Mr Lim had asked if the Government would consider expanding the Yellow Ribbon Project, such that ex-offenders for non-violent crimes would be eligible to have their criminal history removed from public records, contingent on an extended period of good behaviour. They would thus not have to declare these crimes when applying for jobs.
Responding to Mr Shanmugam on Friday (Feb 5), Mr Lim said the purpose of his question was not to propose a comprehensive policy, but to open up a conversation about crime and rehabilitation.
The minister had noted in his post that there are “many crimes that are serious but may not necessarily involve physical violence”. He cited sexual grooming, outrage of modesty, criminal breach of trust, and theft in dwelling.
Mr Shanmugam also brought up the case of a reading specialist who was charged on Monday with molesting a three-year-old pupil.
“If the MP’s suggestion is taken up, it means that this man can continue to work with children without employers being informed of his record.

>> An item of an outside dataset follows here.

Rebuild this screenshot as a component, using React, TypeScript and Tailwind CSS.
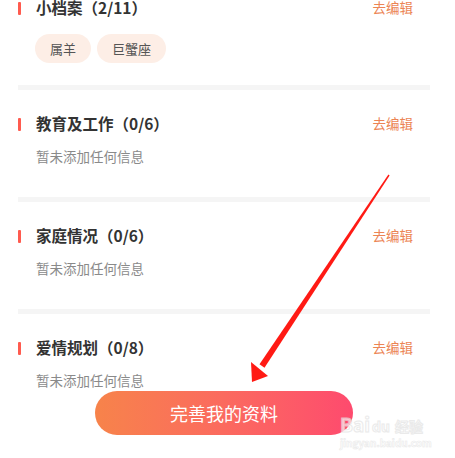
import React from "react";

const font = { fontFamily: '"Noto Sans CJK SC", "Noto Sans", sans-serif' };

interface Section {
  title: string;
  tags?: string[];
}

const sections: Section[] = [
  { title: "小档案（2/11）", tags: ["属羊", "巨蟹座"] },
  { title: "教育及工作（0/6）" },
  { title: "家庭情况（0/6）" },
  { title: "爱情规划（0/8）" },
];

function Header({ title }: { title: string }) {
  return (
    <div className="flex items-center h-[18px] pr-[17px]">
      <span className="w-[3px] h-[13px] bg-[#ff5b4f] rounded-[1px]" />
      <span className="ml-[15px] flex-1 text-[15.5px] font-bold text-[#333333] leading-none">{title}</span>
      <span className="text-[13.5px] text-[#ec8454] leading-none">去编辑</span>
    </div>
  );
}

export default function App() {
  return (
    <div className="relative w-[455px] h-[458px] bg-white overflow-hidden" style={font}>
      <div className="ml-[18px] mr-[25px] -mt-[1px]">
        {sections.map((s, i) => (
          <div key={i}>
            {i > 0 && <div className="h-[5px] bg-[#f5f5f5]" />}
            <div className={i > 0 ? "pt-[25px]" : ""}>
              <Header title={s.title} />
              {s.tags ? (
                <div className="flex gap-[6px] mt-[17px] ml-[17px] mb-[22px]">
                  {s.tags.map((t) => (
                    <span
                      key={t}
                      className="h-[29px] px-[15px] flex items-center rounded-full bg-[#fdeee6] text-[13px] text-[#555555]"
                    >
                      {t}
                    </span>
                  ))}
                </div>
              ) : (
                <div className="mt-[14px] mb-[32px] ml-[18px] h-[18px] flex items-center text-[13.5px] text-[#8a8a8a]">
                  暂未添加任何信息
                </div>
              )}
            </div>
          </div>
        ))}
      </div>

      {/* floating button */}
      <button className="absolute left-[95px] top-[391px] w-[258px] h-[44px] rounded-full bg-gradient-to-r from-[#f7834a] to-[#fe4a6e] text-white text-[18px] flex items-center justify-center">
        完善我的资料
      </button>

      {/* annotation arrow */}
      <svg className="absolute left-0 top-0 pointer-events-none" width="455" height="458">
        <polygon points="389.6,175.4 388.4,174.6 259.5,364.3 264.5,367.7" fill="#ff1a14" />
        <polygon points="251,362 268,376 252,382" fill="#ff1a14" />
      </svg>

      {/* watermark */}
      <div className="absolute left-[340px] top-[414px] pointer-events-none select-none opacity-70">
        <div className="flex items-end">
          <span className="text-[19px] font-bold text-white leading-none [-webkit-text-stroke:1px_#e2e2e2]">Bai</span>
          <span className="ml-[2px] text-[14px] font-bold text-white leading-none [-webkit-text-stroke:1px_#e2e2e2]">du</span>
          <span className="ml-[5px] text-[14px] font-bold text-white leading-none [-webkit-text-stroke:1px_#e2e2e2]">经验</span>
        </div>
        <div className="mt-[5px] text-[10px] font-bold text-white leading-none [-webkit-text-stroke:0.6px_#e2e2e2]">
          jingyan.baidu.com
        </div>
      </div>
    </div>
  );
}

Would Singaporean parents be comfortable with this?” he said.
It would also mean that an offender convicted of housebreaking could be hired as a security officer in a condominium, without his employers knowing of his record, he added.
“The Government’s approach is to help offenders rehabilitate, find jobs. They have to be given second chances. But this is done in a transparent manner.”

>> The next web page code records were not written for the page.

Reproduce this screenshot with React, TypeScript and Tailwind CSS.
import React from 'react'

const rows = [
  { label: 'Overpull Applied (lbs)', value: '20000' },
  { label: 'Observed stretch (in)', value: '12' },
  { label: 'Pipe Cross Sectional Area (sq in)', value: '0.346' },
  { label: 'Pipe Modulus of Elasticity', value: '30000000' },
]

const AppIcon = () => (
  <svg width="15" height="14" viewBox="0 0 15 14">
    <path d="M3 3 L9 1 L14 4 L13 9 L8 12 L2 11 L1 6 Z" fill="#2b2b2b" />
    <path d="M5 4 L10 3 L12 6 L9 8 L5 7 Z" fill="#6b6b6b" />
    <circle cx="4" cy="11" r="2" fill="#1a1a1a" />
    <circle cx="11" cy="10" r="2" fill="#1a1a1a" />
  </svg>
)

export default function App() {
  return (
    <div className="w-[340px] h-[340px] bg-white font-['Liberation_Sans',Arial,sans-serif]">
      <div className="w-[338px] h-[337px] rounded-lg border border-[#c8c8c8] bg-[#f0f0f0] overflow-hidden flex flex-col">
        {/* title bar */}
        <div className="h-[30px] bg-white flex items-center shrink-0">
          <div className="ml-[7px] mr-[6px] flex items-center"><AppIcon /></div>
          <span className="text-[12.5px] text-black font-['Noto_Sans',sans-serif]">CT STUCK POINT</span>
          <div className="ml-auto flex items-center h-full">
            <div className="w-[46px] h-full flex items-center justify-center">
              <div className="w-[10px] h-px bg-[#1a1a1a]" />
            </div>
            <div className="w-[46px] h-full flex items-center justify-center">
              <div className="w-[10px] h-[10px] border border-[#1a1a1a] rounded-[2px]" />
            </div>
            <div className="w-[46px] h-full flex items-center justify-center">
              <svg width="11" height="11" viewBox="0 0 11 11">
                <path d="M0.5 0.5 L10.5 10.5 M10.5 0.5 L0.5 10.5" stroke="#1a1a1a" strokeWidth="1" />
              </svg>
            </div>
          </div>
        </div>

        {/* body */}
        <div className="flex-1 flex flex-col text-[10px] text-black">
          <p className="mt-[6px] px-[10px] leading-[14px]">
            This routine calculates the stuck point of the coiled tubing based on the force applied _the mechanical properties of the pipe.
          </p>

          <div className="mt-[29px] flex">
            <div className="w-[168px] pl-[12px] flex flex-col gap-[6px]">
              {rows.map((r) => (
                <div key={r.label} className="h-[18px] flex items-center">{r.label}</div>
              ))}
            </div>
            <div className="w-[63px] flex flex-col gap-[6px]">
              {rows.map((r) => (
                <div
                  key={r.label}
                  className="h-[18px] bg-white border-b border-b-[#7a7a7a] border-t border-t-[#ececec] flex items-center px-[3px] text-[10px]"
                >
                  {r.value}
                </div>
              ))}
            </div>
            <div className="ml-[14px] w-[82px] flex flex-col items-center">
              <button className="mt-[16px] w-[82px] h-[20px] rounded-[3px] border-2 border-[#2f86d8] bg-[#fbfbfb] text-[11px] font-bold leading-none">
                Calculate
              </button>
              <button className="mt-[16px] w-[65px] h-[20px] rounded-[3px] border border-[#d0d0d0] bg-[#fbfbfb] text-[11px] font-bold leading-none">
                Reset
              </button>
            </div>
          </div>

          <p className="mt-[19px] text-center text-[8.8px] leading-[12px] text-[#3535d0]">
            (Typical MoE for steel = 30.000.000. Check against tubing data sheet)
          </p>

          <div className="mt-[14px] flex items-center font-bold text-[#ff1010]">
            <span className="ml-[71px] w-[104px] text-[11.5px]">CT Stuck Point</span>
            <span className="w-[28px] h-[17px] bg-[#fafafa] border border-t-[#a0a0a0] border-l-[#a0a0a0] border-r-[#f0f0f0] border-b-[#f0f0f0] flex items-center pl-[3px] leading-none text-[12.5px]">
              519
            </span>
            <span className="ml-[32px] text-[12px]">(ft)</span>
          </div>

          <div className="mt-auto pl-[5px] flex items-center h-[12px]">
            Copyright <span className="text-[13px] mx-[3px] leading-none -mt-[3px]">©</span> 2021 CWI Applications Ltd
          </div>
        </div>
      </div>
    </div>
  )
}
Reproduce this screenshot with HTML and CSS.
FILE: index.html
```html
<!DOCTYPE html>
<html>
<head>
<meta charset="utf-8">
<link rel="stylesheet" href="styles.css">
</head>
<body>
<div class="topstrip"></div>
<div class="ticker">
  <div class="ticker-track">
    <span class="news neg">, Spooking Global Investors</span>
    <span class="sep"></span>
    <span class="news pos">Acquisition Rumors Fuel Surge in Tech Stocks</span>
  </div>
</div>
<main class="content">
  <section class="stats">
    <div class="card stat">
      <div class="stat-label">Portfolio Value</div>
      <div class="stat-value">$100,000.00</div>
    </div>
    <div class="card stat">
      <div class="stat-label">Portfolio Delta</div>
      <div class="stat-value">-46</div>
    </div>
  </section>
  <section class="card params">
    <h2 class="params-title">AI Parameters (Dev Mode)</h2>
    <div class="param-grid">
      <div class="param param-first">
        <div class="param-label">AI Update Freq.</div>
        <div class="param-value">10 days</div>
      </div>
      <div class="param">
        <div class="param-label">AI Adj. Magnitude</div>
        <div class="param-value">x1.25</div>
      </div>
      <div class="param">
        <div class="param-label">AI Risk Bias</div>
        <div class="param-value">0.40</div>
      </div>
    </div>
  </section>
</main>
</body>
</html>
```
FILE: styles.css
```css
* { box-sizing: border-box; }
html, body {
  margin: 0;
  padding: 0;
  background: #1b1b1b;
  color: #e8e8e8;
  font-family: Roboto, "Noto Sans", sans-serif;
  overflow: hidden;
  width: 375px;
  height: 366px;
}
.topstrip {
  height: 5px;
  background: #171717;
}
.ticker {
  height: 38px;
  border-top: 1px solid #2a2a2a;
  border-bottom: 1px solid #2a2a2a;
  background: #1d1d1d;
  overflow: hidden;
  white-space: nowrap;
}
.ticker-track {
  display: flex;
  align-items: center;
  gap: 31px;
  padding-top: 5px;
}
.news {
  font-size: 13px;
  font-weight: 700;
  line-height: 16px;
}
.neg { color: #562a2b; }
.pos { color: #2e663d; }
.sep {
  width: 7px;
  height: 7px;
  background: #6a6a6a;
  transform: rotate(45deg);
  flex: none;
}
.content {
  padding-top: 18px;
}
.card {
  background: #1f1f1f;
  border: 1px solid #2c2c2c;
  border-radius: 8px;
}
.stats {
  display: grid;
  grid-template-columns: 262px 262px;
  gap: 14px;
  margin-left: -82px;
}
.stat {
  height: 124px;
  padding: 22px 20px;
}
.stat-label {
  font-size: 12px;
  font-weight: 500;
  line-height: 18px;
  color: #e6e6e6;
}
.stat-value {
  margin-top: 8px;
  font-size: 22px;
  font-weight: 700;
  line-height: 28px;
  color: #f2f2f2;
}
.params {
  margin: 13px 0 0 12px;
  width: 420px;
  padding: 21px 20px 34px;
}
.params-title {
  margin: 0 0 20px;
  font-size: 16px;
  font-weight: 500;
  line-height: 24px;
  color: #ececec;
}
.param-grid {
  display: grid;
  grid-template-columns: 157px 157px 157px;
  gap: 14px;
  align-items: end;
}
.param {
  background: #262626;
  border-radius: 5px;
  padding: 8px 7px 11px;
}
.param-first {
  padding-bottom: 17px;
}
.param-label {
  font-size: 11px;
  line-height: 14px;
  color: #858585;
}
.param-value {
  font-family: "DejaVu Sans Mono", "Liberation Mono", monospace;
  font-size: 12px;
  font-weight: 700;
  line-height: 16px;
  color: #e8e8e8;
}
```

On Friday, Mr Lim said his question was inspired by some residents he had met, who had applied for jobs in the security industry but were ruled out due to a glue-sniffing or petty theft offence committed when they were young.
“There is an obvious risk from allowing a recalcitrant offender to take on jobs where they could pose a renewed danger to society. At the same time, there is also a risk that permanent labels to ex-offenders who have remained crime-free could inadvertently promote recidivism or jeopardise their successful reintegration into society,” he said.
Mr Lim added that his question was also meant to understand the nuances of the current policy stance, and to ask if there is room to expand the scope of an existing program.
“Admittedly, there may need to be certain exceptions; for example, those convicted of sex crimes should not work with children as suggested by the minister, or substance abuse with pharmaceuticals, or drunk driving with transport,” he added.
“I am certain that additional conditions, such as these, would be of value, and should be considered by the ministry.”